Like the HRW, the Campaign to Stop Killer Robots is worried that a “fundamental moral line” is crossed when you allow a machine to make a life or death decision.
Autonomous robots would lack human judgment and the ability to understand context. These qualities are necessary to make complex ethical choices on a dynamic battlefield, to distinguish adequately between soldiers and civilians, and to evaluate the proportionality of an attack.
Ultimately Christof Heyns’ report to the UN asks the question, “who takes responsibility for a robot’s actions?”

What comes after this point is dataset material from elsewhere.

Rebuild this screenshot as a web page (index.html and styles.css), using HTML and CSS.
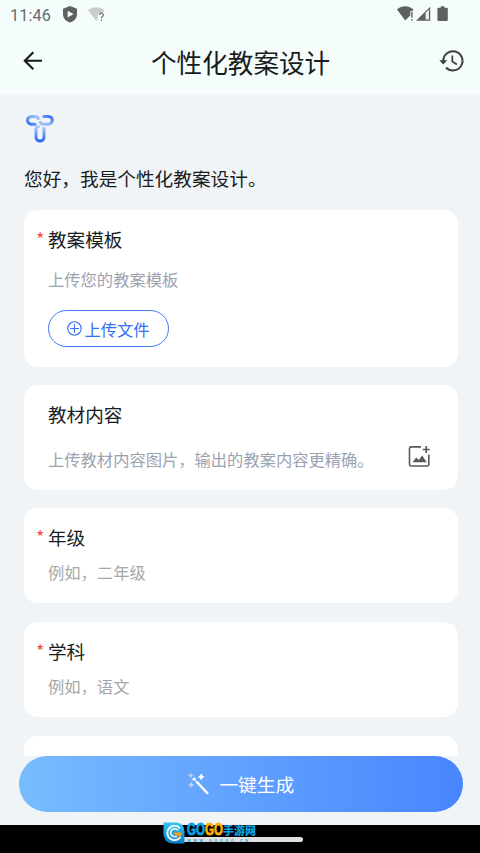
FILE: index.html
```html
<!DOCTYPE html>
<html lang="zh-CN">
<head>
<meta charset="utf-8">
<title>个性化教案设计</title>
<link rel="stylesheet" href="styles.css">
</head>
<body>
<div class="phone">
  <div class="top">
    <div class="status">
      <span class="time">11:46</span>
      <svg class="shield" width="14" height="17" viewBox="0 0 14 17"><path d="M7 0 14 2.800V8c0 4-3 7.500-7 8.600C3 15.500 0 12 0 8V2.800z" fill="#5d6162"/><path d="M4.700 4.800v6.600L10.600 8.100z" fill="#f5fcfc"/></svg>
      <svg class="wifi-q" width="18" height="16" viewBox="0 0 18 16"><path d="M0 3.200C4.500-.8 12-.8 16.500 3.200L14.300 6 10 6.500 9.500 12.300 8.200 13.800z" fill="#c8cccd"/><path d="M11.500 8c.1-2.400 3.800-2.400 3.800-.1 0 1.600-1.900 1.600-1.900 3.400M13.400 12.600v1.400" fill="none" stroke="#6a6e70" stroke-width="1.200"/></svg>
      <span class="spacer"></span>
      <svg class="signals" width="52" height="16" viewBox="0 0 52 16"><path d="M0 3.500C4.700-.7 11.600-.7 16.300 3.500L15.500 5H13.300V9.500L8.200 14.500z" fill="#5d6162"/><path d="M14.900 5.800v6M14.900 13v1.600" stroke="#5d6162" stroke-width="1.400"/><path d="M19 14.800 33.200.8v14z" fill="#5d6162"/><path d="M28.600 6.800 31.900 3.600v9.900h-3.300z" fill="#eef3f3"/><path d="M43.700.3h3.700v1.400h2.200q1.200 0 1.200 1.200v10.800q0 1.200-1.200 1.200h-8q-1.200 0-1.200-1.200V2.900q0-1.200 1.200-1.200h2.100z" fill="#5d6162"/></svg>
    </div>
    <div class="appbar">
      <svg class="back" width="20" height="20" viewBox="0 0 20 20"><path d="M10.300 1.200 1.800 9.700l8.500 8.500M2 9.700h17" fill="none" stroke="#171b1c" stroke-width="2.100"/></svg>
      <h1>个性化教案设计</h1>
      <svg class="history" width="26" height="24" viewBox="0 0 26 24"><path d="M4.300 12A9.600 9.600 0 1 1 7 18.500" fill="none" stroke="#3d4142" stroke-width="2"/><path d="M.3 11.200h8L4.300 15.400z" fill="#3d4142"/><path d="M13.300 6.500v6l4.600 3" fill="none" stroke="#3d4142" stroke-width="1.700"/></svg>
    </div>
  </div>

  <main class="content">
    <svg class="logo" width="30" height="30" viewBox="0 0 30 30">
      <defs>
        <linearGradient id="left" x1="0" y1="1" x2="1" y2="0"><stop offset="0" stop-color="#2f6dfb"/><stop offset=".5" stop-color="#6f9ffc"/><stop offset="1" stop-color="#a9c8fd"/></linearGradient>
        <linearGradient id="right" x1="0" y1="1" x2="1" y2="0"><stop offset="0" stop-color="#a3c3fd"/><stop offset=".45" stop-color="#8bb2fb"/><stop offset="1" stop-color="#2866fa"/></linearGradient>
        <linearGradient id="stem" x1="0" y1="0" x2="0" y2="1"><stop offset="0" stop-color="#a9c8fd"/><stop offset="1" stop-color="#2e69f8"/></linearGradient>
      </defs>
      <g fill="none" stroke-width="3" stroke-linecap="round">
        <path d="M13.300 4.500Q12.700 2.400 10.800 2.400H6.400a3.900 3.900 0 0 0 0 7.800h3.700" stroke="url(#left)"/>
        <path d="M18.600 2.400h4.800a3.900 3.900 0 0 1 0 7.800H17.600Q15.800 10.200 15.200 8.400" stroke="url(#right)"/>
        <path d="M13.400 12.800Q11 12.800 11 15.200v7.800a4 4 0 0 0 8 0V14.300" stroke="url(#stem)"/>
      </g>
    </svg>
    <p class="greeting">您好，我是个性化教案设计。</p>

    <section class="card card-template">
      <h2 class="required">教案模板</h2>
      <p class="hint">上传您的教案模板</p>
      <button class="upload">
        <svg width="15" height="15" viewBox="0 0 15 15"><path d="M7.500 3.200v8.600M3.200 7.500h8.600" stroke="#356efa" stroke-width="1.100"/><circle cx="7.500" cy="7.500" r="6.700" fill="none" stroke="#356efa" stroke-width="1.100"/></svg>
        <span>上传文件</span>
      </button>
    </section>

    <section class="card card-material">
      <h2>教材内容</h2>
      <div class="row">
        <p class="hint">上传教材内容图片，输出的教案内容更精确。</p>
        <svg width="23" height="23" viewBox="0 0 23 23"><path d="M13 1.900H3Q1.500 1.900 1.500 3.400v16.200q0 1.400 1.500 1.400h16.300q1.500 0 1.500-1.400V9.500" fill="none" stroke="#55595b" stroke-width="1.600"/><path d="M18.200 1v7M14.700 4.500h7" stroke="#55595b" stroke-width="1.700"/><path d="M4.500 17.200 8.200 12.500l2.500 2.600 3.500-4.500 4.500 6.600z" fill="#55595b"/></svg>
      </div>
    </section>

    <section class="card card-field">
      <h2 class="required">年级</h2>
      <p class="hint plain">例如，二年级</p>
    </section>

    <section class="card card-field">
      <h2 class="required">学科</h2>
      <p class="hint plain">例如，语文</p>
    </section>

    <section class="card card-field"></section>
  </main>

  <footer class="action">
    <button class="generate">
      <svg width="22" height="22" viewBox="0 0 22 22"><path d="m8.800 9 10.500 11" stroke="#fff" stroke-width="2.500" stroke-linecap="round"/><circle cx="6.200" cy="6.200" r="1.700" fill="#fff"/><path d="M13.200.2Q14 3 16.800 3.800 14 4.600 13.200 7.400 12.400 4.600 9.600 3.800 12.400 3 13.200.2z" fill="#fff"/><path d="M2.800-.2Q3.400 2 5.600 2.600 3.400 3.200 2.800 5.400 2.200 3.200 0 2.600 2.200 2 2.800-.2zM3.200 8.800Q3.900 11.200 6.300 11.900 3.900 12.600 3.200 15 2.500 12.600.1 11.900 2.500 11.200 3.200 8.800z" fill="#bccff8"/></svg>
      <span>一键生成</span>
    </button>
  </footer>

  <div class="navbar">
    <div class="handle"></div>
    <div class="brand">
      <svg width="22" height="22" viewBox="0 0 22 22"><defs><linearGradient id="badge" x1="0" y1="0" x2="0" y2="1"><stop offset="0" stop-color="#36c4ee"/><stop offset="1" stop-color="#087fc8"/></linearGradient></defs><path d="M.5.500H13Q21.500 1 21.500 10v11.500H10Q.5 21 .5 11z" fill="url(#badge)"/><path d="M17 6.300A7.200 7.200 0 1 0 17.500 15" fill="none" stroke="#e9f8ff" stroke-width="2"/><path d="M15 8.500A4 4 0 1 0 14 14" fill="none" stroke="#e9f8ff" stroke-width="1.700"/><path d="M10.500 10.500H19Q18.500 14.500 15.500 16.500V13H12z" fill="#ff9d1c"/></svg>
      <div class="brand-text">
        <div class="brand-name"><b class="go">GO</b><b class="go amber">GO</b><b class="cn">手游网</b></div>
        <div class="brand-url">WWW.GOOGO.CN</div>
      </div>
    </div>
  </div>
</div>
</body>
</html>
```
FILE: styles.css
```css
* { box-sizing: border-box; }

body {
  margin: 0;
  background: #f0f4f7;
  color: #191c1d;
  font-family: "Noto Sans CJK SC", sans-serif;
}

h1, h2, p { margin: 0; font-weight: 400; }
svg { display: block; flex: none; overflow: visible; }
button { border: 0; font: inherit; }

.phone {
  display: flex;
  flex-direction: column;
  width: 480px;
  height: 853px;
  overflow: hidden;
}

.top { flex: none; height: 94px; background: #f5fcfc; }

.status {
  display: flex;
  align-items: flex-start;
  height: 30px;
  padding: 6px 32px 0 10px;
}
.time {
  width: 53px;
  font: 16.300px/19px Roboto, sans-serif;
  letter-spacing: .1px;
  color: #65696a;
}
.wifi-q { margin: 1px 0 0 11px; }
.spacer { flex: 1; }
.signals { margin-right: -1px; }

.appbar {
  display: flex;
  align-items: center;
  height: 62px;
  padding: 0 15px 0 23px;
}
.appbar h1 {
  flex: 1;
  padding: 2px 0 0 108px;
  font-size: 25.600px;
  line-height: 36px;
}

.content {
  flex: none;
  height: 662px;
  padding: 20px 22px 0 24px;
  overflow: hidden;
}
.logo { margin-left: 1px; }
.greeting {
  margin-top: 20px;
  font-size: 18.670px;
  line-height: 28px;
}

.card {
  margin-bottom: 18.700px;
  padding: 16px 26px 0 24px;
  background: #fff;
  border-radius: 14px;
}
.card h2 { position: relative; font-size: 18.600px; line-height: 26px; }
.required::before {
  content: "*";
  position: absolute;
  left: -12px;
  top: -1px;
  font-size: 18px;
  color: #ef4c42;
}
.hint { font-size: 16.300px; line-height: 24px; color: #9ca2b0; }
.hint.plain { margin-top: 10px; color: #a6a7a9; }

.card-template { height: 156.500px; margin-top: 18px; }
.card-template .hint { margin-top: 15px; }
.card-material { height: 104.500px; }
.card-field { height: 95px; }

.upload {
  display: flex;
  align-items: center;
  justify-content: center;
  gap: 2px;
  width: 121px;
  height: 37px;
  margin-top: 19px;
  padding: 0;
  border: 1px solid #3f78fa;
  border-radius: 19px;
  background: #fff;
  color: #356efa;
  font-size: 16.300px;
}

.row {
  display: flex;
  align-items: center;
  justify-content: space-between;
  margin-top: 19.500px;
}
.row .hint { white-space: nowrap; }
.row svg { margin: -5px 1px 0 0; }

.action { flex: none; height: 69px; padding: 0 17.500px 0 19px; }
.generate {
  display: flex;
  align-items: center;
  justify-content: center;
  gap: 9px;
  width: 100%;
  height: 56px;
  padding: 0 0 0 1px;
  border-radius: 28px;
  background: linear-gradient(90deg, #78bcff, #4885fe);
  color: #fff;
  font-size: 18.670px;
}
.generate span { margin-top: -1px; }

.navbar {
  position: relative;
  flex: none;
  height: 28px;
  padding-top: 12px;
  background: #000;
}
.handle {
  width: 126px;
  height: 5px;
  margin: 0 auto;
  border-radius: 3px;
  background: #e0e0e0;
}
.brand {
  position: absolute;
  left: 163px;
  top: -3px;
  display: flex;
  gap: 2px;
}
.brand-name {
  display: flex;
  align-items: center;
  height: 16px;
}
.go {
  width: 18px;
  font: bold 17px/16px "Liberation Sans", sans-serif;
  transform: scaleX(.68);
  transform-origin: left;
  color: #0aa2e8;
  -webkit-text-stroke: .8px currentColor;
}
.go.amber { color: #ffae0b; }
.cn { font-size: 11px; line-height: 16px; font-weight: 900; color: #0aa2e8; }
.brand-url {
  margin-top: 1px;
  font: bold 4px/4px "Liberation Sans", sans-serif;
  letter-spacing: 2.400px;
  color: #2a9fd0;
  white-space: nowrap;
}
```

The Telegraph’s interview with the HRW included a discussion with Dr. Noel Sharkey, Professor of Artificial Intelligence and Robotics in South Yorkshire, England, about killer robots and responsibility. A world leader in robot ethics, Dr. Sharkey had this to say:
If a robot goes wrong, who’s accountable? It certainly won’t be the robot. But it could be the commander who sent it off, could be the manufacturer—it could be the programmer that programmed the mission. The robot could take a bullet in its computer and go berserk, so there’s no way of determining who’s really accountable, and that’s very important for the laws of war.
Are robots who are capable of targeting and killing humans going to become the future of combat?
Are we on the frontier of a dystopian world where Lethal Autonomous Robots programmed to kill enemy combatants could mistakenly fire on a child with a toy gun?
Those questions are the focus of UN report A/HRC/23/47.
How the international community will finally rule on LARs is unknown, but Christof Heyns, the HRW, the Campaign to Stop Killer Robots, and many in the international community are making sure that there are at least rules place before we mass produce autonomous warriors and set them free to kill people.